>> begin EXERCISE INPUTS
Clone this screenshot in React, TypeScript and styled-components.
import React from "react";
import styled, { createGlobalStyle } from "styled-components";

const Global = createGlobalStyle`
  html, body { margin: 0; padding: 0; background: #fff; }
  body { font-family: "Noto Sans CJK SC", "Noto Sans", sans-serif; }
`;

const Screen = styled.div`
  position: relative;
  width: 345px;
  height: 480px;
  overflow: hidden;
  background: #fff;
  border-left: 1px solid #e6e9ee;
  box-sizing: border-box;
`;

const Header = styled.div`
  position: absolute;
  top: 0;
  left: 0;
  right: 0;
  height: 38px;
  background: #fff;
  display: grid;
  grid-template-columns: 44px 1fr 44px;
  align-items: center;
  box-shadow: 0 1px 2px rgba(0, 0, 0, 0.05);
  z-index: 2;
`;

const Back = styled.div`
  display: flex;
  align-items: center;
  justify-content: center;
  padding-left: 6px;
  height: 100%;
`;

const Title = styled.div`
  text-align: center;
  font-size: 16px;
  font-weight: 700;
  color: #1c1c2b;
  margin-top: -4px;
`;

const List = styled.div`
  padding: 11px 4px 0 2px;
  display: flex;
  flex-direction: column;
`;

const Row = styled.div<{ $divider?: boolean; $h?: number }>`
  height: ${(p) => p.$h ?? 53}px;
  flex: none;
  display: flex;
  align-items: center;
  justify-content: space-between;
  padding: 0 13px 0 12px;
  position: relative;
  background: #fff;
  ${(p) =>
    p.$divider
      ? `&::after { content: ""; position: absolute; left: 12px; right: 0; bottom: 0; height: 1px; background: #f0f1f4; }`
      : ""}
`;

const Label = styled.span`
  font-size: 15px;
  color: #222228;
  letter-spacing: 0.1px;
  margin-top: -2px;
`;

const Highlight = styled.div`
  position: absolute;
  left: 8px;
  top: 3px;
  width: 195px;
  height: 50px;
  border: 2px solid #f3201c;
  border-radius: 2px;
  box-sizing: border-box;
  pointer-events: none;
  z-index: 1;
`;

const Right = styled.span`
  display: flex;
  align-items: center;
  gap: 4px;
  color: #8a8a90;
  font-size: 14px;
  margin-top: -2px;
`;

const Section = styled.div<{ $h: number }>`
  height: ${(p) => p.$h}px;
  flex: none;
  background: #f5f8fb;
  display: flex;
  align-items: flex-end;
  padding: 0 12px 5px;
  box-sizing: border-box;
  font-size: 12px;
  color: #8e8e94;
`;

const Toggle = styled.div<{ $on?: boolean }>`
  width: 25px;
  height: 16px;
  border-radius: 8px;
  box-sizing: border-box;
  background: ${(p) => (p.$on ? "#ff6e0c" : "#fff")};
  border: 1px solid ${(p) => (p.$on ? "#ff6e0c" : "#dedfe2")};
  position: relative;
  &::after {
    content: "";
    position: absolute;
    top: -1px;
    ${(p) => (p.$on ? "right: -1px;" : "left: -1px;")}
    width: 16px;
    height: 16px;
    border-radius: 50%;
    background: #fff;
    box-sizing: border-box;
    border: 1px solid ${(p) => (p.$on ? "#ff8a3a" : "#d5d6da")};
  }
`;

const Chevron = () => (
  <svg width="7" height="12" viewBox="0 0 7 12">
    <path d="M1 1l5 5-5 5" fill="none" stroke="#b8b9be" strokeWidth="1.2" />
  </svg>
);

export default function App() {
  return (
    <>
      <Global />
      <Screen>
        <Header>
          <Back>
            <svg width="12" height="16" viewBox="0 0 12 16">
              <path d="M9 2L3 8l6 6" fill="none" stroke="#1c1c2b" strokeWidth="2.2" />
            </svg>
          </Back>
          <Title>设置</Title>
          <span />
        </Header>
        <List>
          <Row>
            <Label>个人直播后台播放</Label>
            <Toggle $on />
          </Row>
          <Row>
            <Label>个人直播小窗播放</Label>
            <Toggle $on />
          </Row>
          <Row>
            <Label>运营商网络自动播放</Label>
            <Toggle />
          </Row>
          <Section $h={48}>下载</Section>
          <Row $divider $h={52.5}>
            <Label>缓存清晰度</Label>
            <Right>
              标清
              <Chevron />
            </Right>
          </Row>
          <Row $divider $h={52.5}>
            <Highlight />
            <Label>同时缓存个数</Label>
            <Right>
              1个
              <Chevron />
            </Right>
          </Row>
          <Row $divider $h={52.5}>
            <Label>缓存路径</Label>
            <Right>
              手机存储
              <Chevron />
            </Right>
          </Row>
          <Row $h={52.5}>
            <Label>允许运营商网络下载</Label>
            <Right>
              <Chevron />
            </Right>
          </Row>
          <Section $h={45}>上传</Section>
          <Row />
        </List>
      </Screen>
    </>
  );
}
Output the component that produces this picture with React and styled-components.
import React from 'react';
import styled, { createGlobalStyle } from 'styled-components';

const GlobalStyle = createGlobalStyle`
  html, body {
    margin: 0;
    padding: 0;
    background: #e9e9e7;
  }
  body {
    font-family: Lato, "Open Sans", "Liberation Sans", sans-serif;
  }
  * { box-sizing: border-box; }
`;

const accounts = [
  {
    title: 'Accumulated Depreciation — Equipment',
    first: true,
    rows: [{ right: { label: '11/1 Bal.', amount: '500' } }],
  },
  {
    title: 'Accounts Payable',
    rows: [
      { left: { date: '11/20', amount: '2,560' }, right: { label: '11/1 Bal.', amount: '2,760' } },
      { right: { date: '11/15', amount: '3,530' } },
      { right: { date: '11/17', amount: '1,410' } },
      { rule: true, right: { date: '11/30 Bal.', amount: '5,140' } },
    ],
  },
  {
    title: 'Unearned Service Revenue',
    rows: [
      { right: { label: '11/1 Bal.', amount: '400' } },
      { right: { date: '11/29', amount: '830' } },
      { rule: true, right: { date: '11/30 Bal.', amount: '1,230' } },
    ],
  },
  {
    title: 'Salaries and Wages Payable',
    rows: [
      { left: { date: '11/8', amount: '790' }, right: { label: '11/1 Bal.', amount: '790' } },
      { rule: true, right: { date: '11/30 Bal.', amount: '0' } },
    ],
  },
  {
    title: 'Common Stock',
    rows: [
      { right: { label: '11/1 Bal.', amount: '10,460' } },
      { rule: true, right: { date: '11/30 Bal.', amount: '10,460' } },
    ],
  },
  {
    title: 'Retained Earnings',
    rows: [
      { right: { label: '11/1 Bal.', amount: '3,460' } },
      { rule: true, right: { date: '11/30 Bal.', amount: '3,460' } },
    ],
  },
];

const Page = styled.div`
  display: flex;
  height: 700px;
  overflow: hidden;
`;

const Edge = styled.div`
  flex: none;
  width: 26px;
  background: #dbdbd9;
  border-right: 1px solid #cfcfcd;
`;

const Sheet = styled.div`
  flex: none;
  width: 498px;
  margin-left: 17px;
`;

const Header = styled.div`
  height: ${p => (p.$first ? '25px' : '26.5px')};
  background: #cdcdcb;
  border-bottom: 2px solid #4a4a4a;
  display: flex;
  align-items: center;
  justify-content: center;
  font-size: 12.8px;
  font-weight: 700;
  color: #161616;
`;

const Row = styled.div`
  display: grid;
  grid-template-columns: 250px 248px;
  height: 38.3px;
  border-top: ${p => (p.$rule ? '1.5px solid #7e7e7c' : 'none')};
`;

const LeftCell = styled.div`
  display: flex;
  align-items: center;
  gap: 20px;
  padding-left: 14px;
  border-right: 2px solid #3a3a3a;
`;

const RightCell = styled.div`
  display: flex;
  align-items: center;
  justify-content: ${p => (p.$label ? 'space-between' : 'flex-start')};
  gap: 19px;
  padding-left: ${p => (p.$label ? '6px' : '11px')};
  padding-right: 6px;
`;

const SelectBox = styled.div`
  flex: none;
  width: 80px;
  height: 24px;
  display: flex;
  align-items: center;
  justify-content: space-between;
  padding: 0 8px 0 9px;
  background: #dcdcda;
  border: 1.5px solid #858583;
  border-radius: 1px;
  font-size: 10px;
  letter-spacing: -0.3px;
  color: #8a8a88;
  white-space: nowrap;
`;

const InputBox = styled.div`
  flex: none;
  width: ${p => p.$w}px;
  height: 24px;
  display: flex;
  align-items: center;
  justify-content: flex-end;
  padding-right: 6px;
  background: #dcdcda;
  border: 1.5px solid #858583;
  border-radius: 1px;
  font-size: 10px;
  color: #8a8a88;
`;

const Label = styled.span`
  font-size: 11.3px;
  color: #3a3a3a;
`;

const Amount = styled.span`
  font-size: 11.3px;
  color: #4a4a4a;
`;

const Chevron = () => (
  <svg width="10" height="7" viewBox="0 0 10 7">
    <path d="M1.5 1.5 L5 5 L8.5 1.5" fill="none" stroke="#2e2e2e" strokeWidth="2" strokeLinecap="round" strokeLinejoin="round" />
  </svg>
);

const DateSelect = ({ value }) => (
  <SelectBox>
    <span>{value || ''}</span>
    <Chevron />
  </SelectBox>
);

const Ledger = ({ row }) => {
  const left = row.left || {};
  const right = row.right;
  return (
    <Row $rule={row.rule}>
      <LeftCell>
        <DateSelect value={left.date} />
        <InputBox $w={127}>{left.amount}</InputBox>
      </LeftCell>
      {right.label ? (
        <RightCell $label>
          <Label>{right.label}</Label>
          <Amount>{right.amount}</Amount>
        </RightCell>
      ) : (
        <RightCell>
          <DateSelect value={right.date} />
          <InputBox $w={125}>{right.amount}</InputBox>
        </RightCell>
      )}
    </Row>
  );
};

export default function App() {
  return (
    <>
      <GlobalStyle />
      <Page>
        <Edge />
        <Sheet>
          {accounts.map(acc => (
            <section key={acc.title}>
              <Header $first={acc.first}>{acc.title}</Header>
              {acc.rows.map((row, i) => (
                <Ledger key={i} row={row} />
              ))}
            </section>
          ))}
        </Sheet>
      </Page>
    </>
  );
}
>> end EXERCISE INPUTS
>> begin EXERCISE INPUTS
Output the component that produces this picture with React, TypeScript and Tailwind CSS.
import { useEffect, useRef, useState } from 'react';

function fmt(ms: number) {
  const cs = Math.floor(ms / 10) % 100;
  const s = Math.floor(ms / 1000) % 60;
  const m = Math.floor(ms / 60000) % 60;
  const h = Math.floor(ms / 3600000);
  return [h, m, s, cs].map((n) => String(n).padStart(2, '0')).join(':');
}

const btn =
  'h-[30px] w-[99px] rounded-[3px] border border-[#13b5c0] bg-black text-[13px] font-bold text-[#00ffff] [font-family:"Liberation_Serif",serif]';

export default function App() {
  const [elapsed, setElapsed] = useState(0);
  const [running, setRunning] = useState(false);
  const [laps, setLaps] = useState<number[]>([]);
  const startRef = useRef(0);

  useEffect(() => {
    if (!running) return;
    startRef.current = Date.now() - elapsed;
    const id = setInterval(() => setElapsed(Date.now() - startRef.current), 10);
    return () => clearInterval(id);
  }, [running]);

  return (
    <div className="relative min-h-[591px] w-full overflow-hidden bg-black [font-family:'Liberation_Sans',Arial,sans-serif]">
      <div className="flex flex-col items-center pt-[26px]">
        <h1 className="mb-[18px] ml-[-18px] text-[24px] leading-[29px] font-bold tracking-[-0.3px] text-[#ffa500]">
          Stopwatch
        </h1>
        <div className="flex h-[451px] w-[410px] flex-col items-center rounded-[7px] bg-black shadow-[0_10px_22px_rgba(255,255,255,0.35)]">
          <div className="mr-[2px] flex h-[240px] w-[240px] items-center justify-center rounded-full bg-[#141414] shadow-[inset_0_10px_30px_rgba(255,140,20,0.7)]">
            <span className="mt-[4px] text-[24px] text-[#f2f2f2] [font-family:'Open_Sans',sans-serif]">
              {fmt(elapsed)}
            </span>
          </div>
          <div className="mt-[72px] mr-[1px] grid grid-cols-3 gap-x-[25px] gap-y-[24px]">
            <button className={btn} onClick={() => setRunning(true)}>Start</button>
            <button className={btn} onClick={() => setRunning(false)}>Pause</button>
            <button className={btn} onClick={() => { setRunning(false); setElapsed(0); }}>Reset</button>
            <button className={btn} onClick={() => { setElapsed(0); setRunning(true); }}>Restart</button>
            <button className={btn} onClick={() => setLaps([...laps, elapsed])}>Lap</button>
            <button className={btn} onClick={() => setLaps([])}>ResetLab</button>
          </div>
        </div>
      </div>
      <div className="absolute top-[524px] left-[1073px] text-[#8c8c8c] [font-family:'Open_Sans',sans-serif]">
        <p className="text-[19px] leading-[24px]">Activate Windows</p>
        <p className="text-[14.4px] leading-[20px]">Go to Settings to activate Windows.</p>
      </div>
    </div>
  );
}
>> end EXERCISE INPUTS
>> begin EXERCISE INPUTS
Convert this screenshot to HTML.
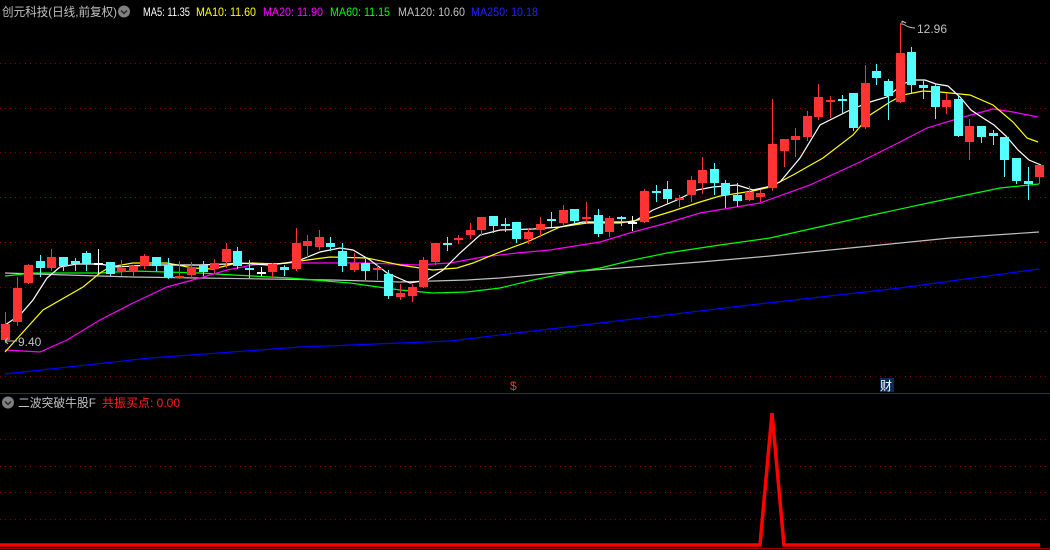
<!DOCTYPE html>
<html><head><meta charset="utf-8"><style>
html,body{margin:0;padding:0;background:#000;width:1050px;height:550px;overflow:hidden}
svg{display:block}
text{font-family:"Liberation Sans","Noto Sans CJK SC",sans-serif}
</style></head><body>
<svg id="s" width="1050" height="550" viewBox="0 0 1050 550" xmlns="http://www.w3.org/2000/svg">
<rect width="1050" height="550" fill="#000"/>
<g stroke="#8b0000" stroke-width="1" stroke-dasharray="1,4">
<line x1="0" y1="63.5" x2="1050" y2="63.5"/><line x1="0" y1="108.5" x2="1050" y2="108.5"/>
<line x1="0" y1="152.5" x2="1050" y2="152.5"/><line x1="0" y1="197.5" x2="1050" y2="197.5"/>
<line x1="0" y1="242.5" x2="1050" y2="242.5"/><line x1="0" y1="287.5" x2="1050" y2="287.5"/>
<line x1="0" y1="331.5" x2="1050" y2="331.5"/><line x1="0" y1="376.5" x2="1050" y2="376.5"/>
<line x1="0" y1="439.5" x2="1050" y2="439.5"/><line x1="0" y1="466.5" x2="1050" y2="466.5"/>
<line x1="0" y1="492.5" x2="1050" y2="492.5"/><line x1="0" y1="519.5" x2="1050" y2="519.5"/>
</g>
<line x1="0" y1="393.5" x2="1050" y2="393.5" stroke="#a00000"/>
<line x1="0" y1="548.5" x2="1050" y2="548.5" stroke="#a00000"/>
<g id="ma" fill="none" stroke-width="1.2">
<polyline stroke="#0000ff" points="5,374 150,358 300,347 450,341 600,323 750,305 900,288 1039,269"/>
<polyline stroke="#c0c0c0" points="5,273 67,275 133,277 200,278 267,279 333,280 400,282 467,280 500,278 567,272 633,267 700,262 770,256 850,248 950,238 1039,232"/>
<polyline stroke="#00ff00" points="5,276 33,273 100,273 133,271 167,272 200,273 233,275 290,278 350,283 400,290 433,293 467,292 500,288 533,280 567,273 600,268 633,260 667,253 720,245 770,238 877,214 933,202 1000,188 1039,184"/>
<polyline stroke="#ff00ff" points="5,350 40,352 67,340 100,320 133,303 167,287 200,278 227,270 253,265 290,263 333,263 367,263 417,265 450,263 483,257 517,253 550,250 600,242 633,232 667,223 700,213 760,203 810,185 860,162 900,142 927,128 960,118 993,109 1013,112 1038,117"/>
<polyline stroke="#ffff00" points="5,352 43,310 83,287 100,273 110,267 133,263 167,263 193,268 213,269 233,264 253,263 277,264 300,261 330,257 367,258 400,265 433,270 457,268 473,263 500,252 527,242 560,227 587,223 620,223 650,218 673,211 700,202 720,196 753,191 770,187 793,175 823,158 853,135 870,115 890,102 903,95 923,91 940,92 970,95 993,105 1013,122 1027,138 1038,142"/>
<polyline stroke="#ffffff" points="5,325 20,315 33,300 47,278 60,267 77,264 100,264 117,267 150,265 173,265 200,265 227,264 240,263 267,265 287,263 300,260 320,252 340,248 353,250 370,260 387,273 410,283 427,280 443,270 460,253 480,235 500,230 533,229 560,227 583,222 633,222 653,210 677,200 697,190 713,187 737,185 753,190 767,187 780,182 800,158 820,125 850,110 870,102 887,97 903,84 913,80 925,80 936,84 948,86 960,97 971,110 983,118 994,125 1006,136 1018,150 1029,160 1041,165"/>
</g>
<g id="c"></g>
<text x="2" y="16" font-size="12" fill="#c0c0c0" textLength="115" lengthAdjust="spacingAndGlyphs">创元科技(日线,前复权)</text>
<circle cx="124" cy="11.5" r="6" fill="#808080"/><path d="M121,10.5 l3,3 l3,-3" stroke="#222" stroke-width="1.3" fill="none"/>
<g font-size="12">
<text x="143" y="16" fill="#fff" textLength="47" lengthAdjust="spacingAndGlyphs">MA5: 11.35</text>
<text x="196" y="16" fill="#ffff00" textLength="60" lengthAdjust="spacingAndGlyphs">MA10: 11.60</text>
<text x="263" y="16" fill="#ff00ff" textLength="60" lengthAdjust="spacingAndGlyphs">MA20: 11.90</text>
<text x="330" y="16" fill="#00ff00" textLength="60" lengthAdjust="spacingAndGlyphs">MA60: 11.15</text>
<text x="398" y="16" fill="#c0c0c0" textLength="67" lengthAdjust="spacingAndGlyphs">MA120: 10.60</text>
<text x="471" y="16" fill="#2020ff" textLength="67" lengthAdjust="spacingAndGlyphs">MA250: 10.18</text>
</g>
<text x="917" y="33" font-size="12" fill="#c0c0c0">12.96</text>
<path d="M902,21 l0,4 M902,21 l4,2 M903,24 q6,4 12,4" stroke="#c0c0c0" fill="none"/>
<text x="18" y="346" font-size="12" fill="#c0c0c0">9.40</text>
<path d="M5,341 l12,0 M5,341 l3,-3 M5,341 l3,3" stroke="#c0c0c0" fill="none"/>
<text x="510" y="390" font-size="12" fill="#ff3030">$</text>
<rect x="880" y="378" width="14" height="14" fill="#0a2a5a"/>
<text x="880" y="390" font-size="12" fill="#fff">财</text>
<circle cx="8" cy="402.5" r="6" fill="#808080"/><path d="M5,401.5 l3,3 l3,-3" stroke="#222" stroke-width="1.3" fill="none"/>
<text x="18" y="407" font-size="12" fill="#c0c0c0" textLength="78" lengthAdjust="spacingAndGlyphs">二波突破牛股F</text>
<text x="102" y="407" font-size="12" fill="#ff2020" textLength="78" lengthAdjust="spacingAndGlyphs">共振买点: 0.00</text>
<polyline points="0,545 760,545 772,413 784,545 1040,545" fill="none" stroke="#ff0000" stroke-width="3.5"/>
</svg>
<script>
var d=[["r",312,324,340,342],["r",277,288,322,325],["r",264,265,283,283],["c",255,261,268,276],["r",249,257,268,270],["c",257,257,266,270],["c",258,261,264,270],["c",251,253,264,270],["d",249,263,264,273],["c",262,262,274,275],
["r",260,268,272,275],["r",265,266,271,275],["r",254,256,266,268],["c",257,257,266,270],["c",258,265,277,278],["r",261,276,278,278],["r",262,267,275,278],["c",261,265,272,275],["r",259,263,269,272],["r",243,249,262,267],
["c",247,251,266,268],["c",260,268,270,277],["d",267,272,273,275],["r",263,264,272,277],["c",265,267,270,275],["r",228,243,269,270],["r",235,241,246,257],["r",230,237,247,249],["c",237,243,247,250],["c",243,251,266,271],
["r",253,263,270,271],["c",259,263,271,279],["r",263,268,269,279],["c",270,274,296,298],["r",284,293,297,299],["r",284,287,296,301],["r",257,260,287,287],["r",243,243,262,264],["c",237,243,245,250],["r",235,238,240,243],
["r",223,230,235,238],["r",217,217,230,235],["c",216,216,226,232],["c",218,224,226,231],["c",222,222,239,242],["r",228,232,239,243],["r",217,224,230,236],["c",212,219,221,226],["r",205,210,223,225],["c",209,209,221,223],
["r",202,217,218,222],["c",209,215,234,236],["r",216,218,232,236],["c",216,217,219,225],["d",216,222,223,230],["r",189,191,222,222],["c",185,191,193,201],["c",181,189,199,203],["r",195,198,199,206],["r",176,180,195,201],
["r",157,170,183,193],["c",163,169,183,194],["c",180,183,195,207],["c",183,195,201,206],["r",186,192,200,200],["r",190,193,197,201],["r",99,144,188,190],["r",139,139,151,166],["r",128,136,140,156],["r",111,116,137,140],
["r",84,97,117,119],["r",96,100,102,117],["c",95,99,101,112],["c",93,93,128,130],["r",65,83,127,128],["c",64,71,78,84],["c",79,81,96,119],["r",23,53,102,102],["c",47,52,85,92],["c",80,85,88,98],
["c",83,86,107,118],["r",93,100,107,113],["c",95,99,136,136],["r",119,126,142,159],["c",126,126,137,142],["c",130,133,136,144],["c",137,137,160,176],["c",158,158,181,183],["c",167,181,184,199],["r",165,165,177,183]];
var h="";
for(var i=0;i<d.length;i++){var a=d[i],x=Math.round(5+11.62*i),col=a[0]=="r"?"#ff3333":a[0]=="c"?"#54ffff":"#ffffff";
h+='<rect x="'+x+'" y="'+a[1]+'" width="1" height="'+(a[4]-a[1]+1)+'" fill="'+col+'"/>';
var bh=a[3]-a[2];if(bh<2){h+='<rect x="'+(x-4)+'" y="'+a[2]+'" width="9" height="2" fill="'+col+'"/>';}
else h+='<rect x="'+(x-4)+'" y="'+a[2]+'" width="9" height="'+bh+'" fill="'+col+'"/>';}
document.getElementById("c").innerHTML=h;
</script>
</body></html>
>> end EXERCISE INPUTS
AIM OF THE EXERCISE: Starting with the line with "and Tailwind CSS." and ending with the line with "useEffect, useRef, useState", extract every line exactly and nothing outside that span.

SOLUTION FOR THIS TASK:
Output the component that produces this picture with React, TypeScript and Tailwind CSS.
import { useEffect, useRef, useState } from 'react';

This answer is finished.